Note that what Ireland got after 1921 was still not complete independence but a form of "sovereignty-association" with Britain — shared currency, reciprocal citizenship — remarkably similar to what the Quebec separatists, mindful of their cautious countrymen, are derided by Ottawa for saying they want.

"Our [referendum] question will be better framed than last time," Quebec Deputy Prime Minister Bernard Landry tells FORBES confidently. Landry describes the Parti Quebecois view of the future Quebec/Canada relationship as "a European Union approach, not more, not less." Landry adds that the PQ’s late-August polls show the Yes vote edging ahead.

The separatists have edged ahead in another way as well. At the time of the last referendum in 1980 all Quebec’s seats in the federal House of Commons in Ottawa were held by federalists. The separatists had chosen not to run in federal elections. Subsequently they changed their minds. Now most Quebec seats are held by the separatist Bloc Quebecois.

Canada’s political parties have fractured regionally. So even if Quebec’s separatists lose the referendum, they could eventually hold the balance of power in Ottawa, perhaps even after the next federal election, due by 1998. They will then be able to extort constitutional change anyway.

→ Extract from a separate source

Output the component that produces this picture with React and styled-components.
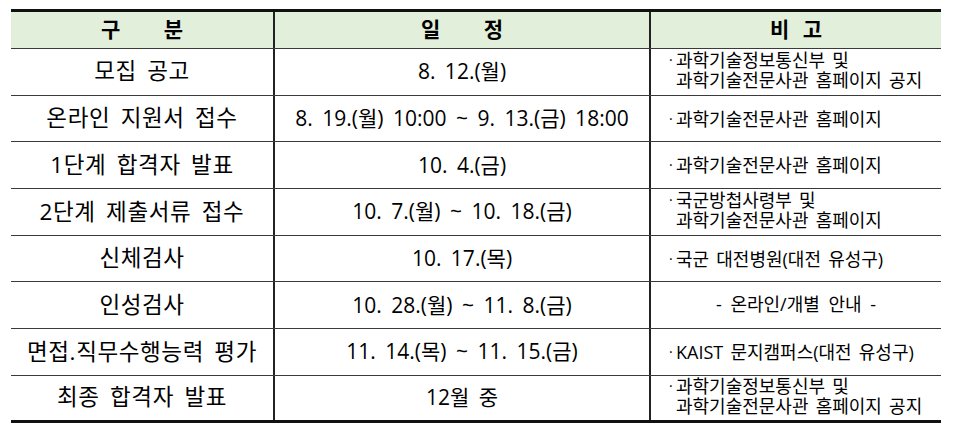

Economics as well as politics is pushing Quebec closer to independence. Canada has managed to combine both government spending levels and deficits that are significantly higher than those of the U.S. Consequently, the interest burden on Canada’s government debt is becoming extraordinary. And there is no room to increase spending to accommodate it.

In a new book, Thirty Million Musketeers, Fraser Institute Senior Fellow Gordon Gibson argues that Ottawa will soon be forced to cut its cash grants to the provinces and other expenditures. But these have been key to establishing its paramountcy. In return it will have to devolve more power.

Canada, writes Gibson, may start to look more like Switzerland — or like Belgium, which since 1970 has effectively split into Flemish and French components without anyone outside really noticing. Call it independence or call it devolution of power, the Quebec bullet will be fired eventually.